- **Work instructions**: Everything in the data should be repeated exactly, save for the images.

Start

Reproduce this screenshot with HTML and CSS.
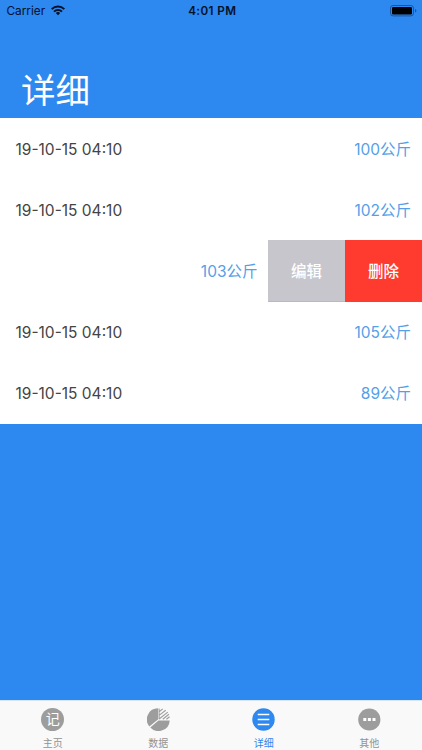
FILE: index.html
```html
<!DOCTYPE html>
<html lang="zh-CN">
<head>
<meta charset="utf-8">
<title>详细</title>
<link rel="stylesheet" href="styles.css">
</head>
<body>
<div class="app">
  <header class="header">
    <div class="status">
      <div class="carrier"><span>Carrier</span>
        <svg class="wifi" width="14" height="10.5" viewBox="0 0 14 10.5"><g fill="none" stroke="#04112b" stroke-width="2"><path d="M.7 4.1a9 9 0 0 1 12.6 0"/><path d="M3 6.6a5.7 5.7 0 0 1 8 0"/></g><path fill="#04112b" d="M4.8 8.1a3.2 3.2 0 0 1 4.4 0L7 10.3z"/></svg>
      </div>
      <div class="time">4:01 PM</div>
      <svg class="battery" width="27" height="12" viewBox="0 0 27 12"><rect x=".5" y=".5" width="23" height="10.4" rx="2.6" fill="none" stroke="#1a559d"/><rect x="2" y="2" width="20" height="7.4" rx="1.2"/><path d="M25 4v3.6q1.4-.5 1.4-1.8T25 4z" fill="#1a559d"/></svg>
    </div>
    <h1 class="title">详细</h1>
  </header>
  <main class="list">
    <div class="row"><span class="date">19-10-15 04:10</span><span class="weight">100公斤</span></div>
    <div class="row"><span class="date">19-10-15 04:10</span><span class="weight">102公斤</span></div>
    <div class="row swiped"><span class="weight">103公斤</span><button class="action edit">编辑</button><button class="action delete">删除</button></div>
    <div class="row"><span class="date">19-10-15 04:10</span><span class="weight">105公斤</span></div>
    <div class="row"><span class="date">19-10-15 04:10</span><span class="weight">89公斤</span></div>
  </main>
  <nav class="tabs">
    <a class="tab"><span class="note">记</span><span class="label">主页</span></a>
    <a class="tab"><svg class="icon" viewBox="0 0 23 23"><path fill="#9d9d9d" d="M11 .3v11.2L2.3 18.5A11.2 11.2 0 0 1 11 .3zM11.5 12.4H22.7A11.2 11.2 0 0 1 3.3 19.4z"/><path fill="none" stroke="#9d9d9d" stroke-width="1.1" d="M12.1 3.8l3.7-2.9M12.1 7.4l6.6-5.2M12.1 11l8.7-6.9M15.8 11.2l6.1-4.9M19.4 11.2l3.2-2.5M12.1 .6v10.6"/></svg><span class="label">数据</span></a>
    <a class="tab active"><svg class="icon" viewBox="0 0 23 23"><circle cx="11.5" cy="11.5" r="11.2" fill="#2d88ef"/><path d="M5.7 6.5h11.6M5.7 11.5h11.6M5.7 16.5h11.6" stroke="#fff" stroke-width="1.3"/></svg><span class="label">详细</span></a>
    <a class="tab"><svg class="icon" viewBox="0 0 23 23"><circle cx="11.3" cy="11.5" r="11.1" fill="#9d9d9d"/><path fill="#fff" d="M5.3 10h3v3h-3zM9.9 10h3v3h-3zM14.5 10h3v3h-3z"/></svg><span class="label">其他</span></a>
  </nav>
</div>
</body>
</html>
```
FILE: styles.css
```css
* { box-sizing: border-box; }
body { margin: 0; font-family: Inter, "Noto Sans CJK SC", sans-serif; }
.app { display: flex; flex-direction: column; width: 422px; height: 750px; background: #2d88ef; overflow: hidden; }
.header { height: 118.3px; flex: none; }
.status { display: grid; grid-template-columns: 1fr auto 1fr; align-items: center; height: 22px; padding: 0 5px 0 6.5px; color: #04112b; }
.carrier { display: flex; align-items: center; gap: 6px; font-size: 11.8px; line-height: 14px; margin-top: -1px; }
.wifi { display: block; }
.time { padding-left: 1px; font-size: 11.7px; font-weight: 600; letter-spacing: .4px; }
.battery { justify-self: end; }
.title { margin: 44px 0 0 21px; color: #fff; font-size: 34.5px; line-height: 50px; font-weight: 400; }
.list { flex: none; background: #fff; }
.row { display: flex; align-items: center; justify-content: space-between; height: 61.1px; padding: 0 11px 0 15.5px; font-size: 15.5px; }
.date { padding-top: .6px; color: #444; }
.weight { padding-bottom: 2px; color: #559fe8; }
.swiped { justify-content: flex-end; padding: 0; }
.swiped .weight { margin-right: 10.5px; }
.action { width: 77px; height: 100%; padding: 0 0 2px; border: 0; border-bottom: 1px solid #a9bddb; color: #fff; font: 500 15.5px Inter, "Noto Sans CJK SC", sans-serif; }
.edit { background: #c7c6cd; }
.delete { background: #ff3b30; border-bottom-color: #ed4148; }
.tabs { display: flex; height: 50.5px; margin-top: auto; background: #f9f9f9; border-top: 1px solid #d7e6f7; }
.tab { flex: 1; display: flex; flex-direction: column; align-items: center; padding-top: 7px; color: #929292; }
.icon, .note { display: block; flex: none; width: 23px; height: 23px; }
.note { border-radius: 50%; background: #9d9d9d; color: #fff; font-size: 14px; line-height: 22px; text-align: center; }
.label { flex: none; margin-top: 5px; font-size: 10px; line-height: 15px; }
.active { color: #2d88ef; }
```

End

- **Written reply**:
Reproduce this screenshot with HTML and CSS.
FILE: index.html
```html
<!DOCTYPE html>
<html lang="zh-CN">
<head>
<meta charset="utf-8">
<title>详细</title>
<link rel="stylesheet" href="styles.css">
</head>
<body>
<div class="app">
  <header class="header">
    <div class="status">
      <div class="carrier"><span>Carrier</span>
        <svg class="wifi" width="14" height="10.5" viewBox="0 0 14 10.5"><g fill="none" stroke="#04112b" stroke-width="2"><path d="M.7 4.1a9 9 0 0 1 12.6 0"/><path d="M3 6.6a5.7 5.7 0 0 1 8 0"/></g><path fill="#04112b" d="M4.8 8.1a3.2 3.2 0 0 1 4.4 0L7 10.3z"/></svg>
      </div>
      <div class="time">4:01 PM</div>
      <svg class="battery" width="27" height="12" viewBox="0 0 27 12"><rect x=".5" y=".5" width="23" height="10.4" rx="2.6" fill="none" stroke="#1a559d"/><rect x="2" y="2" width="20" height="7.4" rx="1.2"/><path d="M25 4v3.6q1.4-.5 1.4-1.8T25 4z" fill="#1a559d"/></svg>
    </div>
    <h1 class="title">详细</h1>
  </header>
  <main class="list">
    <div class="row"><span class="date">19-10-15 04:10</span><span class="weight">100公斤</span></div>
    <div class="row"><span class="date">19-10-15 04:10</span><span class="weight">102公斤</span></div>
    <div class="row swiped"><span class="weight">103公斤</span><button class="action edit">编辑</button><button class="action delete">删除</button></div>
    <div class="row"><span class="date">19-10-15 04:10</span><span class="weight">105公斤</span></div>
    <div class="row"><span class="date">19-10-15 04:10</span><span class="weight">89公斤</span></div>
  </main>
  <nav class="tabs">
    <a class="tab"><span class="note">记</span><span class="label">主页</span></a>
    <a class="tab"><svg class="icon" viewBox="0 0 23 23"><path fill="#9d9d9d" d="M11 .3v11.2L2.3 18.5A11.2 11.2 0 0 1 11 .3zM11.5 12.4H22.7A11.2 11.2 0 0 1 3.3 19.4z"/><path fill="none" stroke="#9d9d9d" stroke-width="1.1" d="M12.1 3.8l3.7-2.9M12.1 7.4l6.6-5.2M12.1 11l8.7-6.9M15.8 11.2l6.1-4.9M19.4 11.2l3.2-2.5M12.1 .6v10.6"/></svg><span class="label">数据</span></a>
    <a class="tab active"><svg class="icon" viewBox="0 0 23 23"><circle cx="11.5" cy="11.5" r="11.2" fill="#2d88ef"/><path d="M5.7 6.5h11.6M5.7 11.5h11.6M5.7 16.5h11.6" stroke="#fff" stroke-width="1.3"/></svg><span class="label">详细</span></a>
    <a class="tab"><svg class="icon" viewBox="0 0 23 23"><circle cx="11.3" cy="11.5" r="11.1" fill="#9d9d9d"/><path fill="#fff" d="M5.3 10h3v3h-3zM9.9 10h3v3h-3zM14.5 10h3v3h-3z"/></svg><span class="label">其他</span></a>
  </nav>
</div>
</body>
</html>
```
FILE: styles.css
```css
* { box-sizing: border-box; }
body { margin: 0; font-family: Inter, "Noto Sans CJK SC", sans-serif; }
.app { display: flex; flex-direction: column; width: 422px; height: 750px; background: #2d88ef; overflow: hidden; }
.header { height: 118.3px; flex: none; }
.status { display: grid; grid-template-columns: 1fr auto 1fr; align-items: center; height: 22px; padding: 0 5px 0 6.5px; color: #04112b; }
.carrier { display: flex; align-items: center; gap: 6px; font-size: 11.8px; line-height: 14px; margin-top: -1px; }
.wifi { display: block; }
.time { padding-left: 1px; font-size: 11.7px; font-weight: 600; letter-spacing: .4px; }
.battery { justify-self: end; }
.title { margin: 44px 0 0 21px; color: #fff; font-size: 34.5px; line-height: 50px; font-weight: 400; }
.list { flex: none; background: #fff; }
.row { display: flex; align-items: center; justify-content: space-between; height: 61.1px; padding: 0 11px 0 15.5px; font-size: 15.5px; }
.date { padding-top: .6px; color: #444; }
.weight { padding-bottom: 2px; color: #559fe8; }
.swiped { justify-content: flex-end; padding: 0; }
.swiped .weight { margin-right: 10.5px; }
.action { width: 77px; height: 100%; padding: 0 0 2px; border: 0; border-bottom: 1px solid #a9bddb; color: #fff; font: 500 15.5px Inter, "Noto Sans CJK SC", sans-serif; }
.edit { background: #c7c6cd; }
.delete { background: #ff3b30; border-bottom-color: #ed4148; }
.tabs { display: flex; height: 50.5px; margin-top: auto; background: #f9f9f9; border-top: 1px solid #d7e6f7; }
.tab { flex: 1; display: flex; flex-direction: column; align-items: center; padding-top: 7px; color: #929292; }
.icon, .note { display: block; flex: none; width: 23px; height: 23px; }
.note { border-radius: 50%; background: #9d9d9d; color: #fff; font-size: 14px; line-height: 22px; text-align: center; }
.label { flex: none; margin-top: 5px; font-size: 10px; line-height: 15px; }
.active { color: #2d88ef; }
```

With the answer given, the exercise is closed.